On 15 June 2010, he signed a two-year deal with Scottish Premier League club Hibernian. De Graaf made an "impressive" performance in his home debut for Hibs, scoring two goals in a 3–2 defeat by NK Maribor. His later performances were not as productive, however, as he missed clear goalscoring chances in games against Rangers, Inverness and Kilmarnock.

De Graaf struggled to hold down a place under Hughes' successor, Colin Calderwood, and was loaned to Excelsior for the remainder of the 2010–11 season. Calderwood stated in April 2011 that he had received good reports about De Graaf's performances for Excelsior and confirmed that he would return to Easter Road for the 2011–12 season. His contract with Hibernian was terminated and he signed for Excelsior on 1 September 2011.
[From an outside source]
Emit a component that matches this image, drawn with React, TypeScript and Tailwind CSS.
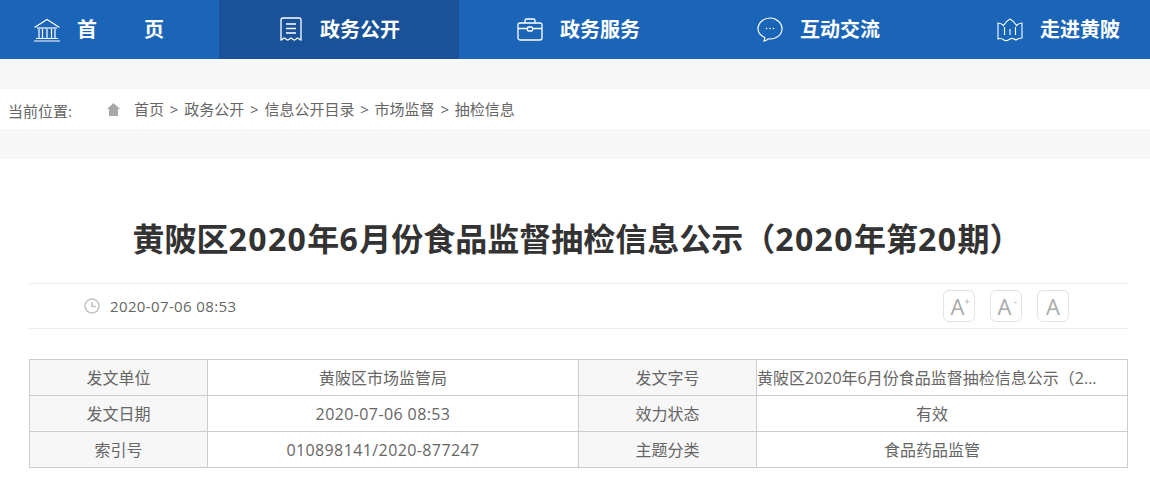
import React from 'react';

const font = 'font-["Open_Sans","Noto_Sans_CJK_SC",sans-serif]';

const BankIcon = () => (
    <svg width="28" height="24" viewBox="0 0 28 24" fill="none" stroke="white" strokeWidth="1.2">
        <path d="M1.500 9.500 14 1.500l12.500 8" />
        <path d="M4 10h20" />
        <path d="M6 11v9M9.500 11v9M14 11v9M18.500 11v9M22 11v9" />
        <path d="M3 20.500h22M1 23h26" />
    </svg>
);

const ReceiptIcon = () => (
    <svg className="ml-[3px]" width="22" height="25" viewBox="0 0 22 25" fill="none" stroke="white" strokeWidth="1.3">
        <path d="M1 23V3a2 2 0 0 1 2-2h16a2 2 0 0 1 2 2v20c-1.700 0-1.700-1.800-3.300-1.800S16 23 14.300 23s-1.700-1.800-3.300-1.800S9.400 23 7.700 23 6 21.200 4.300 21.200 2.700 23 1 23Z" />
        <path d="M6 7h10M6 11.500h10M6 16h10" />
    </svg>
);

const CaseIcon = () => (
    <svg width="26" height="23" viewBox="0 0 26 23" fill="none" stroke="white" strokeWidth="1.3">
        <rect x="1" y="5" width="24" height="17" rx="2" />
        <path d="M8 5V2.500A1.500 1.500 0 0 1 9.500 1h7A1.500 1.500 0 0 1 18 2.500V5" />
        <path d="M1 10.500h9M16 10.500h9" />
        <rect x="10.500" y="9" width="5" height="4" rx="1" />
    </svg>
);

const ChatIcon = () => (
    <svg width="26" height="25" viewBox="0 0 26 25" fill="none" stroke="white" strokeWidth="1.2">
        <path d="M13 1c6.600 0 12 4.900 12 10.800S19.600 22 13 22c-.6 0-1.200 0-1.800-.1C10 23.200 8.500 24 6.800 24c.7-1 1-2.300.9-3.600C3.700 18.600 1 15.400 1 11.800 1 5.900 6.400 1 13 1Z" />
        <circle cx="9.500" cy="11.500" r=".8" fill="white" stroke="none" />
        <circle cx="13" cy="11.500" r=".8" fill="white" stroke="none" />
        <circle cx="16.500" cy="11.500" r=".8" fill="white" stroke="none" />
    </svg>
);

const MapIcon = () => (
    <svg width="26" height="24" viewBox="0 0 26 24" fill="none" stroke="white" strokeWidth="1.1">
        <path d="M1 5c2.500 0 4 1 5.500 2.500C8 5 10 2.500 13 1c3 1.500 5 4 6.500 6.500C21 6 22.500 5 25 5v15c-2.500 0-4 .5-6 2-2-1.500-4-2.500-6-1s-4 2.500-6 1c-2-1.500-3.500-2-6-1Z" />
        <path d="M7.500 9v8M13 11v6M18.500 9v8" />
    </svg>
);

const HomeGlyph = () => (
    <svg width="13" height="13" viewBox="0 0 13 13" fill="#a8a8a8">
        <path d="M6.500 0 13 6h-2v7H2V6H0Z" />
    </svg>
);

const ClockIcon = () => (
    <svg width="16" height="16" viewBox="0 0 16 16" fill="none" stroke="#c4c4c4" strokeWidth="1.600">
        <circle cx="8" cy="8" r="7" />
        <path d="M8 4v4.500h4" />
    </svg>
);

const navItems = [
    { label: '政务公开', icon: <ReceiptIcon />, active: true },
    { label: '政务服务', icon: <CaseIcon /> },
    { label: '互动交流', icon: <ChatIcon /> },
    { label: '走进黄陂', icon: <MapIcon /> },
];

const crumbs = ['首页', '政务公开', '信息公开目录', '市场监督', '抽检信息'];

const rows = [
    ['发文单位', '黄陂区市场监管局', '发文字号', '黄陂区2020年6月份食品监督抽检信息公示（2020年第20期）'],
    ['发文日期', '2020-07-06 08:53', '效力状态', '有效'],
    ['索引号', '010898141/2020-877247', '主题分类', '食品药品监管'],
];

const FontButton = ({ sup }: { sup?: string }) => (
    <div className="w-8 h-8 rounded-md border border-[#e2e2e2] flex items-center justify-center relative text-[#aaaaaa] text-[22px] leading-none">
        <span className={sup ? '-ml-[3px]' : ''}>A</span>
        {sup && <span className="absolute right-[4px] top-[5px] text-[10px] leading-none">{sup}</span>}
    </div>
);

const Num = ({ children }: { children: React.ReactNode }) => (
    <span className="tracking-[0.045em]">{children}</span>
);

export default function App() {
    return (
        <div className={`${font} bg-white h-[504px] overflow-hidden text-[#666666]`}>
            {/* Nav */}
            <nav className="h-[59px] bg-[#1b65b9] flex text-white font-bold text-[20px] overflow-hidden">
                <div className="w-[219px] shrink-0 flex items-center pl-[33px]">
                    <BankIcon />
                    <span className="ml-[16px]">首</span>
                    <span className="ml-[47px]">页</span>
                </div>
                {navItems.map((item) => (
                    <div
                        key={item.label}
                        className={`w-[240px] shrink-0 flex items-center pl-[58px] ${item.active ? 'bg-[#195298]' : ''}`}
                    >
                        <div className="w-[43px] shrink-0">{item.icon}</div>
                        <span className="whitespace-nowrap">{item.label}</span>
                    </div>
                ))}
            </nav>

            <div className="h-[30px] bg-[#f7f7f7]" />

            {/* Breadcrumb */}
            <div className="h-[40px] flex items-center text-[15px] pl-[8px]">
                <span className="w-[99px] pt-[4px]">当前位置:</span>
                <HomeGlyph />
                <div className="flex ml-[14px] gap-[5.800px]">
                    {crumbs.map((c, i) => (
                        <React.Fragment key={c}>
                            {i > 0 && <span>&gt;</span>}
                            <span>{c}</span>
                        </React.Fragment>
                    ))}
                </div>
            </div>

            <div className="h-[30px] bg-[#f7f7f7]" />

            {/* Title */}
            <h1 className="h-[124px] flex items-center justify-center font-bold text-[32px] text-[#333333] whitespace-nowrap pt-[36px] pl-[4px]">
                <span>黄陂区<Num>2020</Num>年<Num>6</Num>月份食品监督抽检信息公示（<Num>2020</Num>年第<Num>20</Num>期）</span>
            </h1>

            {/* Meta */}
            <div className="mx-[29px] w-[1100px] h-[46px] border-y border-[#eeeeee] flex items-center justify-between pl-[55px] pr-[60px] text-[15px]">
                <div className="flex items-center gap-[10px]">
                    <ClockIcon />
                    <span className="tracking-[0.025em]">2020-07-06 08:53</span>
                </div>
                <div className="flex gap-[15px]">
                    <FontButton sup="+" />
                    <FontButton sup="-" />
                    <FontButton />
                </div>
            </div>

            {/* Info table */}
            <div className="mt-[30px] ml-[29px] w-[1099px] border border-[#cccccc] border-b-0 text-[16px]">
                {rows.map((row) => (
                    <div key={row[0]} className="grid grid-cols-[178px_371px_178px_370px] h-[36px] border-b border-[#cccccc]">
                        {row.map((cell, i) => (
                            <div
                                key={i}
                                className={`flex items-center min-w-0 ${cell.length > 25 ? 'justify-start' : 'justify-center'} ${i % 2 === 0 ? 'bg-[#f7f7f7]' : 'pr-[20px]'} ${i < 3 ? 'border-r border-[#cccccc]' : ''}`}
                            >
                                <span className={`truncate max-w-[342px] ${/^\d/.test(cell) ? 'tracking-[0.025em]' : ''}`}>{cell}</span>
                            </div>
                        ))}
                    </div>
                ))}
            </div>
        </div>
    );
}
=== International career ===
De Graaf has represented the Netherlands B national football team five times and played once for the Netherlands national under-21 football team

==Coaching career==
===Feyenoord===
Retiring in the summer 2013, De Graaf was hired as head coach of Feyenoord's U14s.

==== Drunk driving ====
In March 2015, De Graaf was arrested after he was driving under the influence of alcohol, causing an accident on the highway half past three in the night. De Graaf drove into his predecessor on the highway near Zoetermeer with his Opel. The victim's car would be a total loss. De Graaf decided not to stop, but shortly afterwards he was put aside by the police. An investigation by Feyenoord later showed that De Graaf had 'slightly exceeded the maximum permitted alcohol level at the time of the incident. For that reason, he only received a 'strong warning' from the club and was not fired. He continued in his position as head coach of the club's U16s. However, shortly before the start of the 2017–18 season, De Graaf decided to leave the club to seek for a new challenge.

===ADO Den Haag===
A few hours after leaving Feyenoord, it was confirmed that de Graaf had been appointed assistant manager to Alfons Groenendijk at ADO Den Haag. In December 2019, a heated conflict took place between ADO-player, Donny Gorter, and de Graaf. A brawl allegedly started, after which technical manager Jeffrey van As decided to send De Graaf home. On 9 January 2020, the club confirmed that de Graaf's contract had been terminated.

===NAC===
De Graaf was named manager of NAC in summer 2021. In December 2021, it was reported De Graaf had undergone surgery on a brain tumor. He was dismissed by NAC in May 2022.

===Roda JC===
On 24 January 2023, de Graaf was hired by Roda JC in Eerste Divisie until the end of the 2022–23 season. In April 2023, it was announced that his contract would not be extended, and that he would leave at the end of the season.

He later moved to the United Arab Emirates to become assistant to Alfred Schreuder at Al-Nasr, before returning to the Netherlands to join Cambuur in 2025. He left them at the end of the season.